:: WHAT YOU HAVE TO DO ::
Report the count of lines where the string "this" appears, and nothing else.

:: Web page code records ::
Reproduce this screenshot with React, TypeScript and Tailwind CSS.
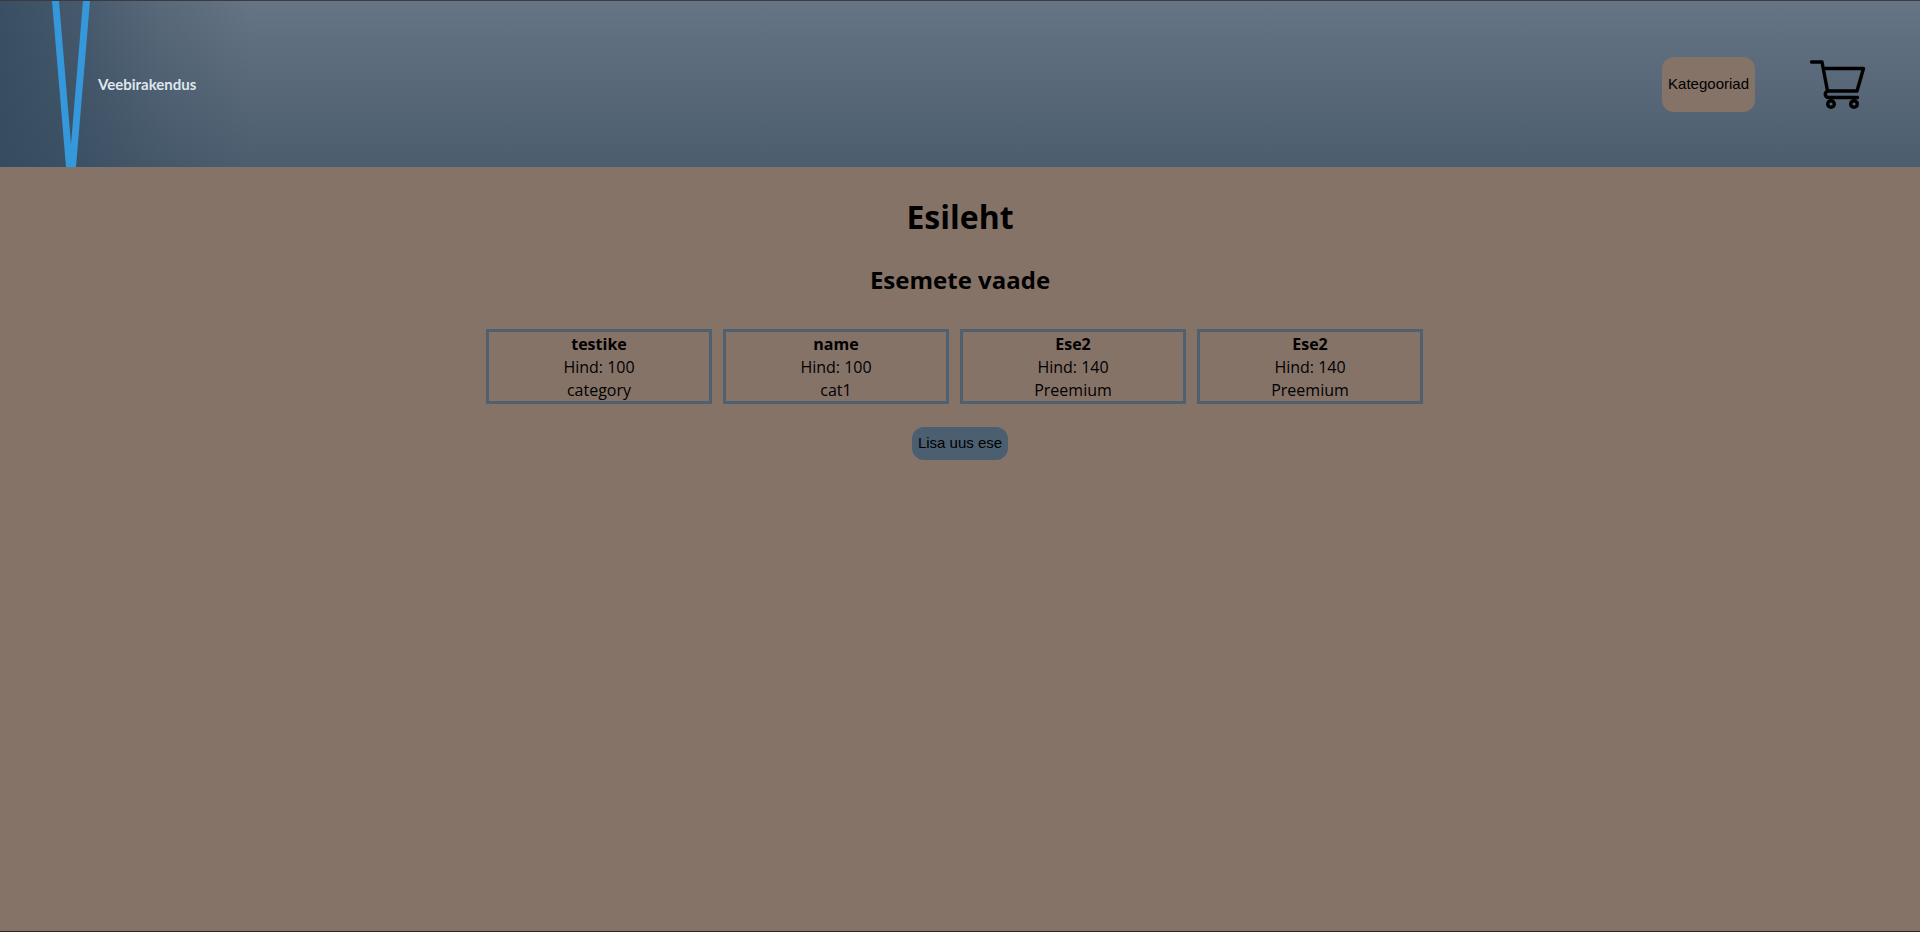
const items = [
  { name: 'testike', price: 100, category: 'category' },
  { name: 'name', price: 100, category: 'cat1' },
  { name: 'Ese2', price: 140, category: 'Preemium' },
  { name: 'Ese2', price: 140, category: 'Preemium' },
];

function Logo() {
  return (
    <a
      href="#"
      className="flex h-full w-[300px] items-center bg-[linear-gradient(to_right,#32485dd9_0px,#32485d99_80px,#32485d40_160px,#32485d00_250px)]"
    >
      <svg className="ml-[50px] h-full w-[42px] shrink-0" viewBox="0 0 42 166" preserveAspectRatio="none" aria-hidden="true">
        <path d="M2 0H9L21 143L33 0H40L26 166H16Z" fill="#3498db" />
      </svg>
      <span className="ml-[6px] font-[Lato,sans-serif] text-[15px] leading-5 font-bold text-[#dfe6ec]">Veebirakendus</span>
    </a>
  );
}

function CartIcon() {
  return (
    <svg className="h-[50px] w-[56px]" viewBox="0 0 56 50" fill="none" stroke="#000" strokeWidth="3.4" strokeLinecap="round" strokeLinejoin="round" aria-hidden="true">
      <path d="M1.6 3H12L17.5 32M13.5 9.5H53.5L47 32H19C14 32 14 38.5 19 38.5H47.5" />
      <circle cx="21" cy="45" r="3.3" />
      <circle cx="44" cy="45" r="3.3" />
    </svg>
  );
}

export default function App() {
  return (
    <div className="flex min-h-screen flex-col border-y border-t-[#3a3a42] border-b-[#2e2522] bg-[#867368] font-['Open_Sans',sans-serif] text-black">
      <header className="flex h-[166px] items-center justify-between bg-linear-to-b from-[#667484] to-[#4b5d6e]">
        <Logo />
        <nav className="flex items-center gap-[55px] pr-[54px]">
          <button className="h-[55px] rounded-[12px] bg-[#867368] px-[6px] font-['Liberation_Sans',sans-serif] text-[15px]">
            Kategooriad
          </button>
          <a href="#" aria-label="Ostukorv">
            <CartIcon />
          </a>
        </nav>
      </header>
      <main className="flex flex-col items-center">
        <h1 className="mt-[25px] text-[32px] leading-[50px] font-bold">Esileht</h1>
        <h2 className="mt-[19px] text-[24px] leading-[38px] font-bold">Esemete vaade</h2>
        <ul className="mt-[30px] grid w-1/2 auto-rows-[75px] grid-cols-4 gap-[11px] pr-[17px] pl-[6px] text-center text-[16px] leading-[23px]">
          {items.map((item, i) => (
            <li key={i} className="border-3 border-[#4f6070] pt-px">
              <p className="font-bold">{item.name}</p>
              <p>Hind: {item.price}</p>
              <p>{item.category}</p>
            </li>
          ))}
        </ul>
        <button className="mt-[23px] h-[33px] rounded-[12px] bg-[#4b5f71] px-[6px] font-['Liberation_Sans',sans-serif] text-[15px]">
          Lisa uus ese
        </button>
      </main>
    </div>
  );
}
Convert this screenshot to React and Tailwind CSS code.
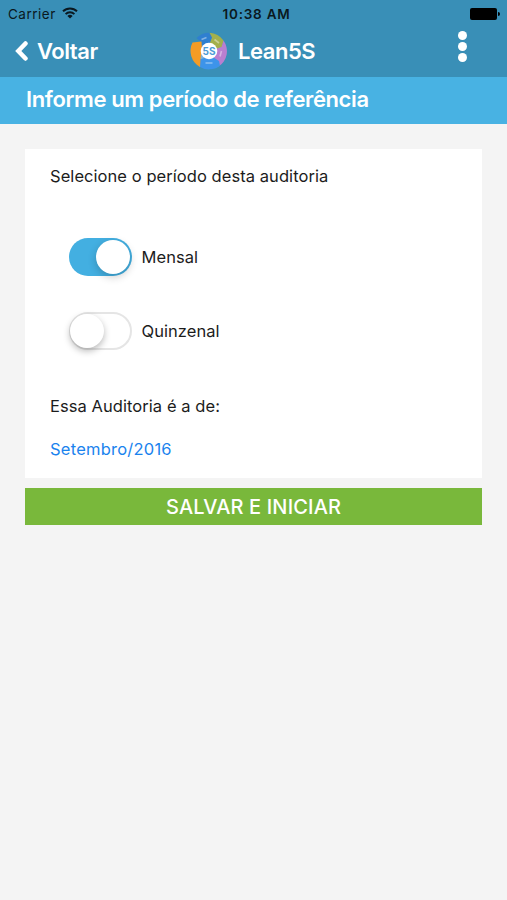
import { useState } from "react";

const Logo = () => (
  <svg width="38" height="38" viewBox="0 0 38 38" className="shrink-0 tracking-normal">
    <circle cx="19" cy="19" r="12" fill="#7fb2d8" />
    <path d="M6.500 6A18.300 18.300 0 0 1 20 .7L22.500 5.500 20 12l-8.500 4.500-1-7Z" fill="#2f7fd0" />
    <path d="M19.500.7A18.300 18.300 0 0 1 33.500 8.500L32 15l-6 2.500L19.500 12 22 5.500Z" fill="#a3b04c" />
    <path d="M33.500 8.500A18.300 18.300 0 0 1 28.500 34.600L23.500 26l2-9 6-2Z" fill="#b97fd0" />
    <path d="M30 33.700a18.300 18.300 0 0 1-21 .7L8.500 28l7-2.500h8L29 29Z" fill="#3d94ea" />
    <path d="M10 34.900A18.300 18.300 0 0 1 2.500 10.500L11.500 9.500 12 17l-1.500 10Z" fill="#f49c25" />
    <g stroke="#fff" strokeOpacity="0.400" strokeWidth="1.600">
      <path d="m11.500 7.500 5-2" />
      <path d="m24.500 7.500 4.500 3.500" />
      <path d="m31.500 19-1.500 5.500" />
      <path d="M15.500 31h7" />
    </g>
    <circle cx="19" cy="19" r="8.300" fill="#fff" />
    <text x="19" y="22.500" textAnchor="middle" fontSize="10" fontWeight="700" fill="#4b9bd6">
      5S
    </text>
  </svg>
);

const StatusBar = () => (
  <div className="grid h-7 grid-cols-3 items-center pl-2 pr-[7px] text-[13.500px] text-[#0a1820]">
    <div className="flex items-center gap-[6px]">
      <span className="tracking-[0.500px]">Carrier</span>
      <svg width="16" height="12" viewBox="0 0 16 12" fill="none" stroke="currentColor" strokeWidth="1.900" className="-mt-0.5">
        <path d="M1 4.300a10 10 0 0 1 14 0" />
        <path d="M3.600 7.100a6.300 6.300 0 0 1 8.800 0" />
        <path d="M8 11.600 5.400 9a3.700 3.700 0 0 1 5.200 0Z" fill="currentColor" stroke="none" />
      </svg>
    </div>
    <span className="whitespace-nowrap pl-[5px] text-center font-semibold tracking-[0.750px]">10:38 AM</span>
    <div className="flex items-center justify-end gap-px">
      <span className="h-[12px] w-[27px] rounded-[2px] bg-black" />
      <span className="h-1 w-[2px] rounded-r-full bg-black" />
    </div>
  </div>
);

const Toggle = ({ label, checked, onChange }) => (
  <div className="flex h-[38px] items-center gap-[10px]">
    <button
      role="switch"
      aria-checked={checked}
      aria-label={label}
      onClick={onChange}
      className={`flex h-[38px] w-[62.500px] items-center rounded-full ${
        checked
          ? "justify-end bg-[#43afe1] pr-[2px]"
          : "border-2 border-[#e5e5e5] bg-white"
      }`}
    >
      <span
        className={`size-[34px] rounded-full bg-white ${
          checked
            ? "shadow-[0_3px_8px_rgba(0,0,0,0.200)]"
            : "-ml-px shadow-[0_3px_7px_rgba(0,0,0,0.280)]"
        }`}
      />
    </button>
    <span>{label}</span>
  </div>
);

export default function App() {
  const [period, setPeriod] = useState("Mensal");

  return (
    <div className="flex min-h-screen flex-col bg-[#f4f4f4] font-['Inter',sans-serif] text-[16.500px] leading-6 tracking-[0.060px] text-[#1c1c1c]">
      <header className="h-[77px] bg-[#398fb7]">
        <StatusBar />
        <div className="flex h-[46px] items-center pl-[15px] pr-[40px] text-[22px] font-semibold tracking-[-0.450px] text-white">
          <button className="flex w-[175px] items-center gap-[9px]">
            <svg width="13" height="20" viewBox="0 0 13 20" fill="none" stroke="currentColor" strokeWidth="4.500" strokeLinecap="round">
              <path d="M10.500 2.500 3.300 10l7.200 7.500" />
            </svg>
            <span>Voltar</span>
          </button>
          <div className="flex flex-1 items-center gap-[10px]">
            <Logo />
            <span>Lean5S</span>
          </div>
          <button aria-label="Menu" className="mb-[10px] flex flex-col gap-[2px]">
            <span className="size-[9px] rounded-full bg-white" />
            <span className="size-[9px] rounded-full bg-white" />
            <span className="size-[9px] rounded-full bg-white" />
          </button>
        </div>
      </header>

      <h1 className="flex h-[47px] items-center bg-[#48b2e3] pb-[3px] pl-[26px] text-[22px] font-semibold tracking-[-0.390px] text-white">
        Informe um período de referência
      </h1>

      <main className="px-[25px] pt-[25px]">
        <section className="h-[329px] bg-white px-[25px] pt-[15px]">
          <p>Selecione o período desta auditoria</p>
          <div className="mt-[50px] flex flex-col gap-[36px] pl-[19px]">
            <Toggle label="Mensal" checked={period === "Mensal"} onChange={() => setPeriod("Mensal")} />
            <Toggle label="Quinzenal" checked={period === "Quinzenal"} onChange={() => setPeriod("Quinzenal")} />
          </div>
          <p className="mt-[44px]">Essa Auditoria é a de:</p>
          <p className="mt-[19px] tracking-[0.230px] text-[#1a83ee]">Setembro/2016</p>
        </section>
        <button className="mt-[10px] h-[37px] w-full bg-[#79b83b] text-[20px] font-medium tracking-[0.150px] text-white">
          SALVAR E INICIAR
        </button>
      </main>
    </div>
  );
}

:: CORRECT OUTPUT ::
2